E ela conseguiu transmitir a simpatia que, imagino, a personagem tem no livro. O ator é fundamental, na película, quando se quer fazer o espectador simpatizar com o personagem - é só olhar o Harry, por exemplo. O Harry pode parecer mais apagado por ser o foco narrativo nos livros, mas você aprende a se identificar com ele e a amá-lo - você o entende e o acha irônico, engraçado e humano. Você gosta da narrativa, e se gosta, gosta do Harry.
Mas o Daniel Radcliffe, ao perder suas bochechas e suas feições angelicais da infância, perdeu também o carisma, então o Harry ficará lembrado para sempre como um cadáver, só que vivo.
Jennifer, porém, brilhou como a Katniss. Como disse meu namorado "Ela é uma referência, você acaba querendo ser como ela - você, pelo menos, tenho certeza de que gostaria".
É, ele me conhece bem.
Notem como isso é sutil, e é o que diferencia Bellas de Katnisses.

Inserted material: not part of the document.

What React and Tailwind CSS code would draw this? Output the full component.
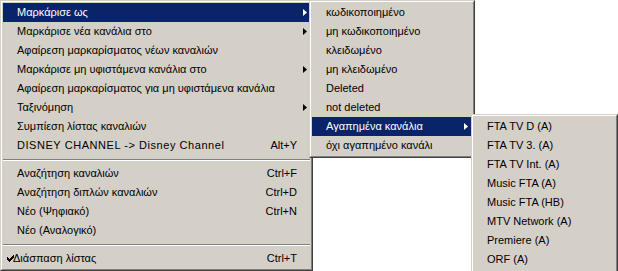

Particularmente acho a Kristen Stewart simpática e os hipócritas que a condenam (aquele lance da traição) como merecedores de dois quilos de sensatez. Mas a atuação da Kristen, tanto em Crepúsculo como em Branca de Neve, deixaram a desejar.
Aliás, tanto a Bella quanto a Branca de Neve sempre foram um pouco sem sal. Com a Kristen, então, a coisa só afundou de vez.
Agora eu deixo aqui um segundo vídeo que tenho adorado ver, de uma música fofíssima! Na realidade, tive curiosidade porque me disseram na faculdade que me pareço com ela e, bom, tenho certeza de que vocês também iriam atrás de alguém se fossem acusados desse delito.
Não sei se existe semelhança ou é só impressão...
Só que existe uma diferença quase impossível de notar que, bem, se eu dissesse, ninguém notaria...
Ela sabe cantar. E muito bem.
Galera desafinada que lamenta esse fardo profundamente, tamo junto!